Monday, Sep. 27, 1937
Shafroth Out
In the perpetually shifting line-up of the New Deal, one of the least permanent jobs in Washington has been the important legal post of Chief of Counsel for the Bureau of Internal Revenue--whose legal policies toward taxes and taxpayers have lately been increasingly stiffened and dominated by onetime Law Professor Herman Oliphant. Clarence Miles Charest, who held it in 1933, moved out to make room for Elijah Barrett Prettyman who moved out to make room for Robert Houghwout Jackson. When Secretary of the Treasury Morgenthau's good friend Bob Jackson was elevated to Assistant Attorney General last winter, the job went to Morrison Shafroth of Denver, whose father, John Franklin Shafroth, was Governor of Colorado twice, Senator from 1913 to 1919. Last week, the post was vacant again. Secretary Morgenthau announced that Morrison Shafroth and his first assistant, Russell J. Ryan, had resigned.

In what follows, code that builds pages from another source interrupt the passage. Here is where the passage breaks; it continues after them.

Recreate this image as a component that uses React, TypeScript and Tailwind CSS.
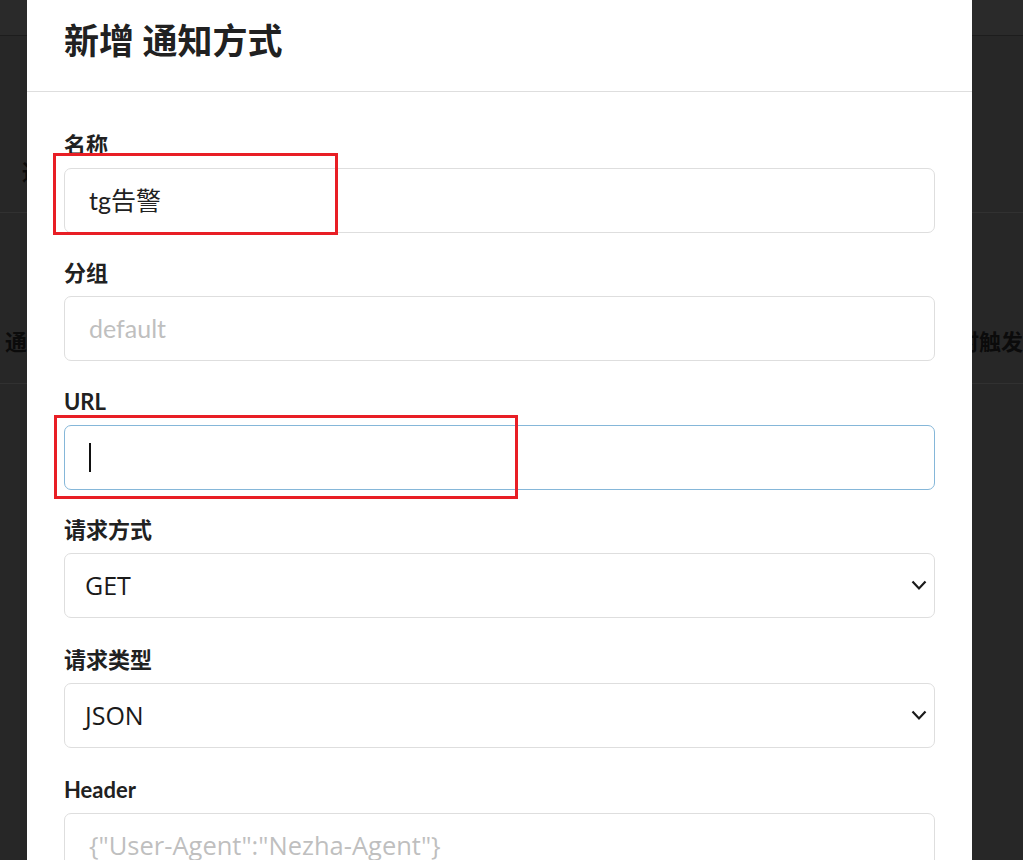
import React from "react";

function Label({ children }: { children: React.ReactNode }) {
  return (
    <div className="mb-[7px] text-[22px] leading-[32px] font-bold text-[#212121]">{children}</div>
  );
}

function Chevron() {
  return (
    <svg width="16" height="11" viewBox="0 0 16 11" className="shrink-0">
      <polyline points="1.5,1.5 8,8.5 14.5,1.5" fill="none" stroke="#1a1a1a" strokeWidth="2.2" />
    </svg>
  );
}

export default function App() {
  return (
    <div className="relative w-[1023px] h-[860px] overflow-hidden bg-[#272727] font-['Lato','Noto_Sans_CJK_SC',sans-serif]">
      {/* dimmed page behind */}
      <div className="flex flex-col">
        <div className="h-[36px] bg-[#2a2a2a] border-b border-[#1d1d1d]" />
        <div className="h-[177px] border-b border-[#313131] pl-[22px] pt-[120px] text-[22px] leading-[32px] font-bold text-[#0b0b0b]">
          通知
        </div>
        <div className="h-[171px] border-b border-[#313131] flex pt-[113px] text-[22px] leading-[32px] font-bold text-[#0b0b0b] whitespace-nowrap">
          <div className="w-[966px] pl-[5px]">通知方式</div>
          <div>时触发</div>
        </div>
      </div>

      {/* modal */}
      <div className="absolute inset-0 flex">
        <div className="ml-[27px] w-[945px] h-full bg-white flex flex-col">
          <div className="h-[92px] shrink-0 border-b border-[#dedede] pl-[37px] pt-[18px]">
            <div className="text-[35px] leading-[44px] font-bold text-[#212121]">新增 通知方式</div>
          </div>
          <div className="px-[37px] pt-[37px] flex flex-col">
            <div className="mb-[24px]">
              <Label>名称</Label>
              <div className="h-[65px] border border-[#dedede] rounded-[7px] px-[24px] flex items-center text-[25px] text-[#212121]">
                tg告警
              </div>
            </div>
            <div className="mb-[25px]">
              <Label>分组</Label>
              <div className="h-[65px] border border-[#dedede] rounded-[7px] px-[24px] flex items-center text-[25px] text-[#bfbfbf]">
                default
              </div>
            </div>
            <div className="mb-[24px]">
              <Label>URL</Label>
              <div className="h-[65px] border border-[#85b7d9] rounded-[7px] px-[24px] flex items-center">
                <span className="block w-[2px] h-[29px] bg-[#111]" />
              </div>
            </div>
            <div className="mb-[26px]">
              <Label>请求方式</Label>
              <div className="h-[65px] border border-[#dedede] rounded-[7px] pl-[20px] pr-[7px] flex items-center justify-between text-[25px] text-[#1a1a1a] font-['Open_Sans','Noto_Sans_CJK_SC',sans-serif]">
                <span>GET</span>
                <Chevron />
              </div>
            </div>
            <div className="mb-[26px]">
              <Label>请求类型</Label>
              <div className="h-[65px] border border-[#dedede] rounded-[7px] pl-[20px] pr-[7px] flex items-center justify-between text-[25px] text-[#1a1a1a] font-['Open_Sans','Noto_Sans_CJK_SC',sans-serif]">
                <span>JSON</span>
                <Chevron />
              </div>
            </div>
            <div>
              <Label>Header</Label>
              <div className="h-[120px] border border-[#dedede] rounded-[7px] px-[24px] pt-[16px] text-[25.5px] leading-[30px] text-[#bfbfbf] font-['Open_Sans','Noto_Sans_CJK_SC',sans-serif]">
                {'{"User-Agent":"Nezha-Agent"}'}
              </div>
            </div>
          </div>
        </div>
      </div>

      {/* red annotation boxes */}
      <div className="absolute left-[53px] top-[153px] w-[285px] h-[82px] border-[3px] border-[#e81e25]" />
      <div className="absolute left-[54px] top-[415px] w-[464px] h-[84px] border-[3px] border-[#e81e25]" />
    </div>
  );
}
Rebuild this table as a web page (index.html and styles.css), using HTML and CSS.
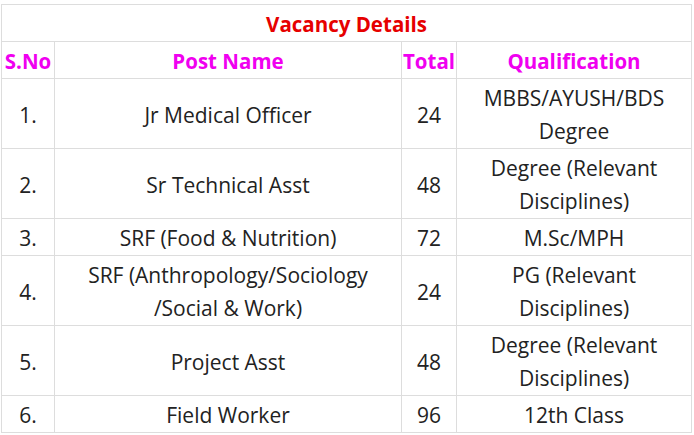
FILE: index.html
```html
<!DOCTYPE html>
<html>
<head>
<meta charset="utf-8">
<link rel="stylesheet" href="styles.css">
</head>
<body>
<table class="vacancy">
  <colgroup>
    <col class="c-sno">
    <col class="c-post">
    <col class="c-total">
    <col class="c-qual">
  </colgroup>
  <thead>
    <tr><th colspan="4" class="title">Vacancy Details</th></tr>
    <tr class="head">
      <th>S.No</th>
      <th>Post Name</th>
      <th>Total</th>
      <th>Qualification</th>
    </tr>
  </thead>
  <tbody>
    <tr><td>1.</td><td>Jr Medical Officer</td><td>24</td><td>MBBS/AYUSH/BDS Degree</td></tr>
    <tr><td>2.</td><td>Sr Technical Asst</td><td>48</td><td>Degree (Relevant Disciplines)</td></tr>
    <tr><td>3.</td><td>SRF (Food &amp; Nutrition)</td><td>72</td><td>M.Sc/MPH</td></tr>
    <tr><td>4.</td><td>SRF (Anthropology/Sociology /Social &amp; Work)</td><td>24</td><td>PG (Relevant Disciplines)</td></tr>
    <tr><td>5.</td><td>Project Asst</td><td>48</td><td>Degree (Relevant Disciplines)</td></tr>
    <tr><td>6.</td><td>Field Worker</td><td>96</td><td>12th Class</td></tr>
  </tbody>
</table>
</body>
</html>
```
FILE: styles.css
```css
html, body {
  margin: 0;
  padding: 0;
  background: #fff;
}
body {
  padding: 4px 0 0 1px;
  font-family: "Open Sans", "Noto Sans", sans-serif;
  color: #222;
}
.vacancy {
  border-collapse: collapse;
  table-layout: fixed;
  width: 690px;
  font-size: 21px;
  line-height: 33px;
}
.c-sno { width: 53px; }
.c-post { width: 347px; }
.c-total { width: 55px; }
.c-qual { width: 235px; }
.vacancy th,
.vacancy td {
  border: 1px solid #ddd;
  padding: 3px 1px 0;
  text-align: center;
  vertical-align: middle;
}
.vacancy th {
  font-weight: 700;
  font-size: 20.5px;
  color: #f000f0;
}
.vacancy th.title {
  color: #e60000;
}
```
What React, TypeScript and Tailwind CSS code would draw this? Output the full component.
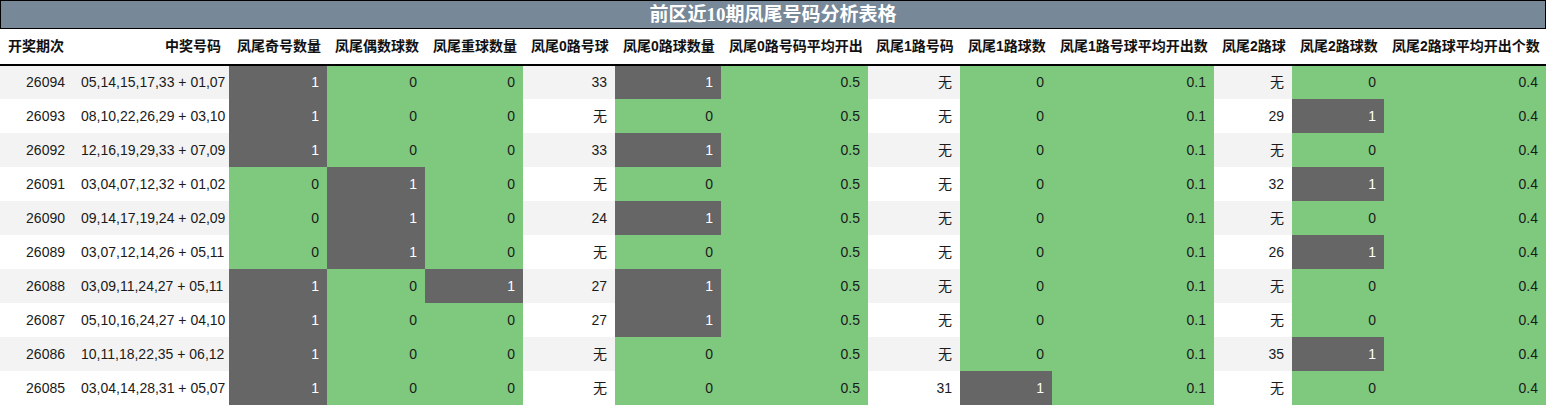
import React from "react";

type Cell = string;
const headers = [
  "开奖期次",
  "中奖号码",
  "凤尾奇号数量",
  "凤尾偶数球数",
  "凤尾重球数量",
  "凤尾0路号球",
  "凤尾0路球数量",
  "凤尾0路号码平均开出",
  "凤尾1路号码",
  "凤尾1路球数",
  "凤尾1路号球平均开出数",
  "凤尾2路球",
  "凤尾2路球数",
  "凤尾2路球平均开出个数",
];
const widths = [73, 156, 98, 98, 98, 92, 106, 147, 92, 92, 162, 78, 92, 162];

// kind: n = plain (row bg), c = count (1 gray, 0 green), a = avg (green)
const kinds = ["n", "n", "c", "c", "c", "n", "c", "a", "n", "c", "a", "n", "c", "a"];

const rows: Cell[][] = [
  ["26094", "05,14,15,17,33 + 01,07", "1", "0", "0", "33", "1", "0.5", "无", "0", "0.1", "无", "0", "0.4"],
  ["26093", "08,10,22,26,29 + 03,10", "1", "0", "0", "无", "0", "0.5", "无", "0", "0.1", "29", "1", "0.4"],
  ["26092", "12,16,19,29,33 + 07,09", "1", "0", "0", "33", "1", "0.5", "无", "0", "0.1", "无", "0", "0.4"],
  ["26091", "03,04,07,12,32 + 01,02", "0", "1", "0", "无", "0", "0.5", "无", "0", "0.1", "32", "1", "0.4"],
  ["26090", "09,14,17,19,24 + 02,09", "0", "1", "0", "24", "1", "0.5", "无", "0", "0.1", "无", "0", "0.4"],
  ["26089", "03,07,12,14,26 + 05,11", "0", "1", "0", "无", "0", "0.5", "无", "0", "0.1", "26", "1", "0.4"],
  ["26088", "03,09,11,24,27 + 05,11", "1", "0", "1", "27", "1", "0.5", "无", "0", "0.1", "无", "0", "0.4"],
  ["26087", "05,10,16,24,27 + 04,10", "1", "0", "0", "27", "1", "0.5", "无", "0", "0.1", "无", "0", "0.4"],
  ["26086", "10,11,18,22,35 + 06,12", "1", "0", "0", "无", "0", "0.5", "无", "0", "0.1", "35", "1", "0.4"],
  ["26085", "03,04,14,28,31 + 05,07", "1", "0", "0", "无", "0", "0.5", "31", "1", "0.1", "无", "0", "0.4"],
];

function cellClass(kind: string, v: string): string {
  if (kind === "c") {
    return v === "1" ? "bg-[#666666] text-white" : "bg-[#7fc97f] text-[#1a1a1a]";
  }
  if (kind === "a") return "bg-[#7fc97f] text-[#1a1a1a]";
  return "text-[#1a1a1a]";
}

export default function App() {
  return (
    <div
      className="w-[1546px] bg-white"
      style={{ fontFamily: '"Liberation Sans", "Noto Sans CJK SC", sans-serif' }}
    >
      <div
        className="h-[29px] border border-black bg-[#778899] text-white font-bold text-[19px] leading-[27px] text-center"
        style={{ fontFamily: '"Liberation Serif", "Noto Sans CJK SC", serif' }}
      >
        前区近10期凤尾号码分析表格
      </div>
      <table className="table-fixed border-collapse w-[1546px]">
        <colgroup>
          {widths.map((w, i) => (
            <col key={i} style={{ width: w }} />
          ))}
        </colgroup>
        <thead>
          <tr className="h-[36px] border-b-2 border-black">
            {headers.map((h, i) => (
              <th
                key={i}
                className={`px-2 py-0 text-[14px] font-bold text-[#111111] whitespace-nowrap ${i === 0 ? "text-left" : "text-right"}`}
              >
                {h}
              </th>
            ))}
          </tr>
        </thead>
        <tbody>
          {rows.map((r, ri) => (
            <tr key={ri} className={`h-[34px] ${ri % 2 === 0 ? "bg-[#f3f3f3]" : "bg-white"}`}>
              {r.map((v, ci) => (
                <td
                  key={ci}
                  className={`px-2 py-0 text-right text-[14px] whitespace-nowrap ${cellClass(kinds[ci], v)}`}
                >
                  {v}
                </td>
              ))}
            </tr>
          ))}
        </tbody>
      </table>
    </div>
  );
}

When Administration officials appeared at the Congressional tax evasion inquiry last summer, Lawyer Shafroth did not approve their naming companies and individuals who had discovered and used tax loopholes. The obvious deduction that his resignation--sent in last June but not accepted until last week--was the consequence of his being overruled, was confirmed by two statements.
Said Lawyer Shafroth: "Assistant Chief Counsel Russell J. Ryan and I were unable to convince ourselves it was proper to use the Bureau of Internal Revenue as planned in the tax avoidance and evasion investigation. Being given the choice of participating in the presentation of the names or resigning, we tendered our resignations."
Said Secretary Morgenthau: "He differed with a policy I was trying to carry out." Four days later Secretary Morgenthau announced Lawyer Shafroth's successor: John P. Wenchell, heretofore an assistant Treasury general counsel.